# Computational Grounded Theory Tutorial
### Author: Campbell Lund
### 6/6/2023
Computational techniques can be implemented in societal research to help address problems of scalability when analyzing large corpuses. The following tutorial follows Laura K. Nelson's proposed framework for computational ground theory. It combines her code found 
at this [link](https://github.com/lknelson/computational-grounded-theory/tree/master) and written instructions from her paper: [Computational Grounded Theory: A Methodological Framework](https://journals.sagepub.com/doi/full/10.1177/0049124117729703). 

### Table of contents:
1. [Difference of Proportions](#sec1)

## Section 1: Difference of Proportions <a name="sec1"></a>
Difference of proportions analysis allows us to calculate the difference in proportional word frequencies between two texts.
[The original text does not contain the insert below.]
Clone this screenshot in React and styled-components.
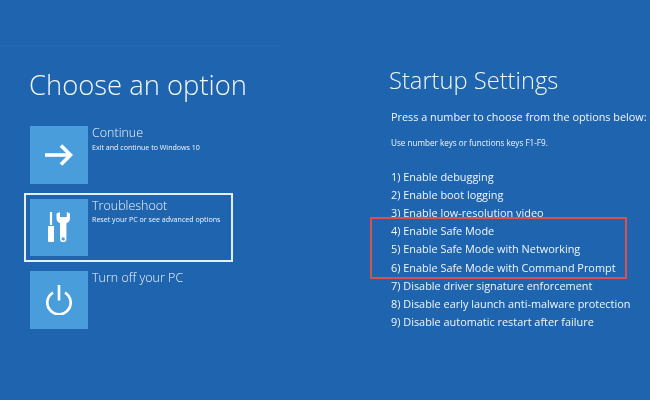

In this section, we'll read and clean our data, then perform the analysis. Our goal is to determine key themes or characteristics of a document based on its most frequent words in order to help us understand the content without a thorough reading.

In [None]:
# import libraries
import pandas
from sklearn.feature_extraction.text import CountVectorizer

In [None]:
# read data
df = pandas.read_csv("your_file_here")
df

In [None]:
# organize data based on topic
topic1 = df[df['topicName'] == 'topic1']
topic2 = df[df['topicName'] == 'topic2']
...

In [None]:
# initialize countvectorizer function, removing stop words
countvec = CountVectorizer(stop_words="english")

In [None]:
# preform analysis
# fit data
topic1_topic2 = pandas.DataFrame(countvec.fit_transform([topic1, topic2]).toarray(), columns=countvec.get_feature_names())
# get word count
topic1_topic2['word_count'] = topic1_topic2.sum(axis=1)
# scale values based on word count
topic1_topic2 = topic1_topic2.iloc[:,0:].div(topic1_topic2.word_count, axis=0)
# calculate the difference between values in row 0 and row 1
topic1_topic2.loc[2] = topic1_topic2.loc[0] - topic1_topic2.loc[1]

In [None]:
# the words with the highest difference of proportions are distinct to topic1
# the words with the lowest (the highest negative) difference of proportions are distinct to topic2
topic1_topic2.loc[2].sort_values(axis=0, ascending=False)

In [None]:
# repeat above 2 cells for each topic comparison